Was als psychologischer Konflikt beginnt, wird zu etwas Körperlichem. Haut verschmilzt, Körper verformen sich, Grenzen verschwimmen. Together spielt mit der Idee, dass Liebe, Verlust und Selbstaufgabe irgendwann ununterscheidbar werden. Dass wir uns, wenn wir jemanden wirklich lieben, vielleicht auch ein Stück selbst verlieren – oder schlimmer: ganz.
Klingt übertrieben? Ist es auch. Aber genau das macht den Film so stark. Er übertreibt, aber mit Bedeutung. Hier wird Körperhorror nicht als Schock benutzt, sondern als Metapher für emotionale Abhängigkeit. Wenn zwei Menschen sich zu nah kommen, verschwindet irgendwann das „Ich“ – und Together nimmt diesen Gedanken wörtlich.
Was die Inszenierung angeht, ist das alles unglaublich präzise. Kamera, Sound, Licht – alles wirkt greifbar, klebrig, fast körperlich. Man spürt, wie der Film dich in sich hineinzieht. Die Körperlichkeit ist spürbar, aber nie selbstzweckhaft. Es gibt Szenen, die eklig sind, ja – aber sie fühlen sich verdient an, weil sie etwas ausdrücken: Schmerz, Verlust, Identität.

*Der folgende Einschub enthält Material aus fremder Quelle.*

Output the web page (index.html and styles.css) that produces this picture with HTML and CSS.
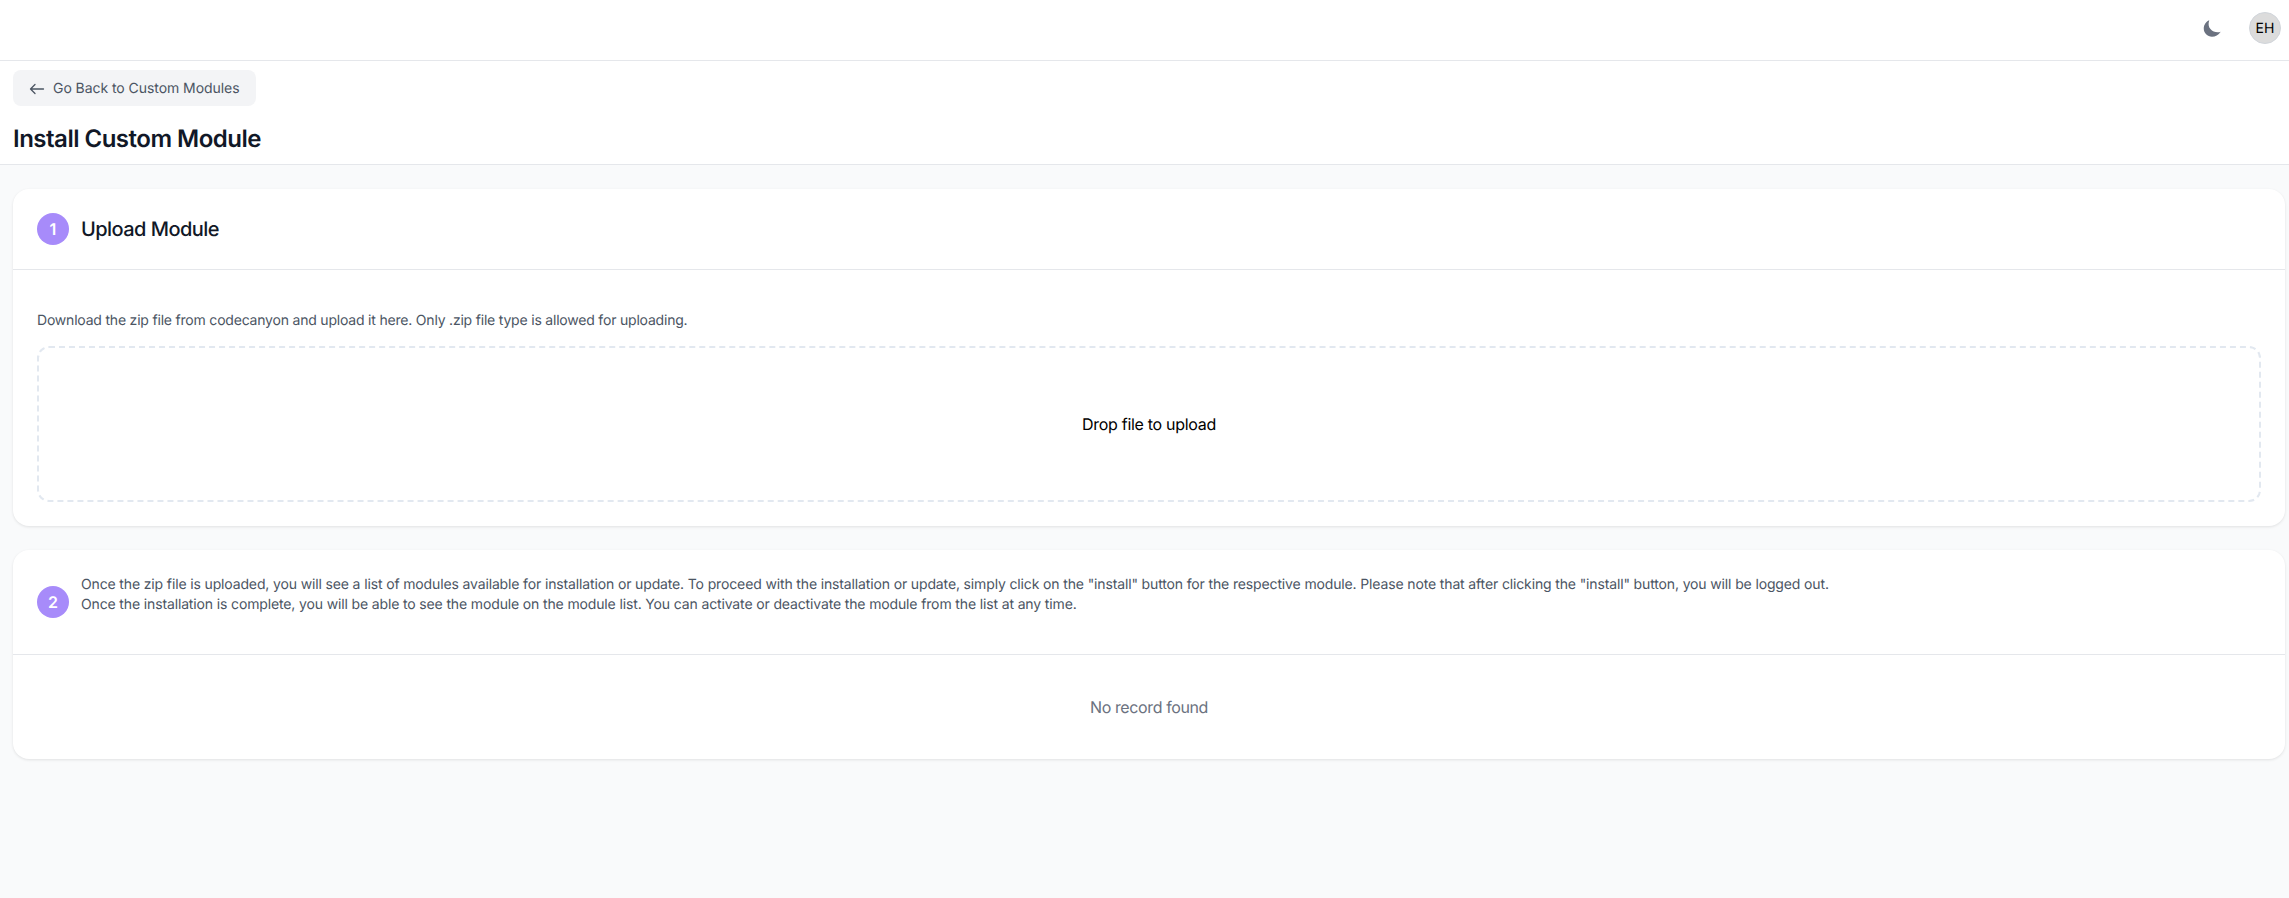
FILE: index.html
```html
<!DOCTYPE html>
<html lang="en">
<head>
    <meta charset="UTF-8">
    <meta name="viewport" content="width=device-width, initial-scale=1.0">
    <title>Install Custom Module</title>
    <link rel="stylesheet" href="styles.css">
</head>
<body>
    <header class="topbar">
        <svg class="moon" viewBox="0 0 24 24" width="22" height="22" aria-hidden="true">
            <path d="M9 3.500C5.500 5 3 8.500 3 12.500c0 5 4 9 9 9 3.700 0 7-2 9.500-5.500C15.500 18.500 5.500 13.500 9 3.500Z"/>
        </svg>
        <div class="avatar">EH</div>
    </header>
    <section class="page-head">
        <a class="back-btn" href="#">
            <svg viewBox="0 0 16 16" width="16" height="16" aria-hidden="true">
                <path d="M14.500 8H1.500M6 3.500 1.500 8 6 12.500" fill="none" stroke="currentColor" stroke-width="1.300" stroke-linecap="round" stroke-linejoin="round"/>
            </svg>
            Go Back to Custom Modules
        </a>
        <h1>Install Custom Module</h1>
    </section>
    <main>
        <section class="card">
            <div class="card-head card-head-upload">
                <span class="step">1</span>
                <h2>Upload Module</h2>
            </div>
            <div class="card-body">
                <p class="hint">Download the zip file from codecanyon and upload it here. Only .zip file type is allowed for uploading.</p>
                <div class="dropzone">Drop file to upload</div>
            </div>
        </section>
        <section class="card">
            <div class="card-head card-head-list">
                <span class="step">2</span>
                <p class="steps-text">Once the zip file is uploaded, you will see a list of modules available for installation or update. To proceed with the installation or update, simply click on the "install" button for the respective module. Please note that after clicking the "install" button, you will be logged out.<br>Once the installation is complete, you will be able to see the module on the module list. You can activate or deactivate the module from the list at any time.</p>
            </div>
            <div class="empty">No record found</div>
        </section>
    </main>
</body>
</html>
```

FILE: styles.css
```css
* {
    box-sizing: border-box;
}

html,
body {
    height: 100%;
}

body {
    margin: 0;
    background-color: #f9fafb;
    font-family: Inter, "Noto Sans", sans-serif;
    font-size: 14px;
    color: #111827;
    text-rendering: geometricPrecision;
    overflow: hidden;
}

.topbar {
    display: flex;
    align-items: center;
    justify-content: flex-end;
    gap: 26px;
    height: 61px;
    padding: 0 8px 4px 0;
    background-color: white;
    border-bottom: 1px solid #e5e7eb;
}

.moon {
    fill: #6b7280;
}

.avatar {
    display: flex;
    align-items: center;
    justify-content: center;
    width: 32px;
    height: 32px;
    border-radius: 50%;
    background-color: #dcdcdc;
    border: 1px solid #d1d5db;
    font-size: 14px;
    color: #000;
}

.page-head {
    height: 104px;
    padding: 9px 13px 0;
    background-color: white;
    border-bottom: 1px solid #e5e7eb;
}

.back-btn {
    display: inline-flex;
    align-items: center;
    gap: 8px;
    height: 36px;
    padding: 1px 17px 0 16px;
    border-radius: 8px;
    background-color: #f3f4f6;
    color: #4b5563;
    text-decoration: none;
    line-height: 20px;
    letter-spacing: -0.06px;
}

h1 {
    margin: 17px 0 0;
    font-size: 24px;
    line-height: 32px;
    font-weight: 600;
    letter-spacing: -0.5px;
    color: #111827;
}

main {
    display: flex;
    flex-direction: column;
    gap: 24px;
    padding: 24px 4px 0 13px;
}

.card {
    background-color: white;
    border-radius: 16px;
    box-shadow: 0 1px 3px rgba(0, 0, 0, 0.1);
}

.card-head {
    display: flex;
    align-items: center;
    gap: 12px;
    padding: 0 24px;
    border-bottom: 1px solid #e5e7eb;
}

.card-head-upload {
    height: 81px;
}

.card-head-list {
    height: 105px;
    padding-bottom: 1px;
}

.step {
    display: flex;
    flex-shrink: 0;
    align-items: center;
    justify-content: center;
    width: 32px;
    height: 32px;
    border-radius: 50%;
    background-color: #a78bfa;
    color: white;
    font-size: 16px;
    font-weight: 600;
}

h2 {
    margin: 0;
    font-size: 20px;
    line-height: 28px;
    font-weight: 500;
    letter-spacing: -0.55px;
    color: #111827;
}

.card-body {
    padding: 41px 24px 24px;
}

.hint {
    margin: 0 0 15px;
    line-height: 20px;
    letter-spacing: -0.2px;
    color: #4b5563;
}

.dropzone {
    display: flex;
    align-items: center;
    justify-content: center;
    height: 156px;
    border: 2px dashed #e2e8f0;
    border-radius: 12px;
    font-size: 16px;
    letter-spacing: -0.3px;
    color: #000;
}

.steps-text {
    margin: 0 0 13px;
    line-height: 20px;
    letter-spacing: -0.14px;
    color: #4b5563;
}

.empty {
    display: flex;
    align-items: center;
    justify-content: center;
    height: 104px;
    font-size: 16px;
    letter-spacing: -0.38px;
    color: #6b7280;
}
```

Was mich am meisten beeindruckt hat, war, wie emotional Together bleibt, selbst wenn er völlig abdreht. Das Finale – ohne zu spoilern – ist sowohl abstoßend als auch traurig. Es hat fast etwas Romantisches, auf eine kranke, perverse, aber ehrliche Weise. Da steht man dann da, nach über 100 Minuten, und denkt: „Das war ekelhaft. Und wunderschön.“
Together ist kein Film für jeden. Manche werden ihn hassen, andere werden ihn lieben – aber egal, wie man ihn empfindet, gleichgültig lässt er niemanden. Das ist selten geworden.
Er hat mich an die großen Wagnisse der „New French Extremity“-Zeit erinnert – Filme wie Trouble Every Day oder Titane, die sich nicht zwischen Kunst und Wahnsinn entscheiden wollten, weil sie wussten: Wahres Kino liegt irgendwo dazwischen.
Und genau da gehört Together hin.
Ein Film, der dich gleichzeitig anzieht und abstößt, der Liebe zeigt, wie man sie selten sieht – roh, gefährlich, absolut.
Ich hab’s schon bei Weapons gesagt, und ich sag’s wieder: 2025 ist ein Ausnahmejahr für Horror. Aber Together steht nochmal für sich. Er ist seltsam, verstörend, emotional, wunderschön. Und ja – ganz sicher nichts, was man beim Dateabend schauen sollte.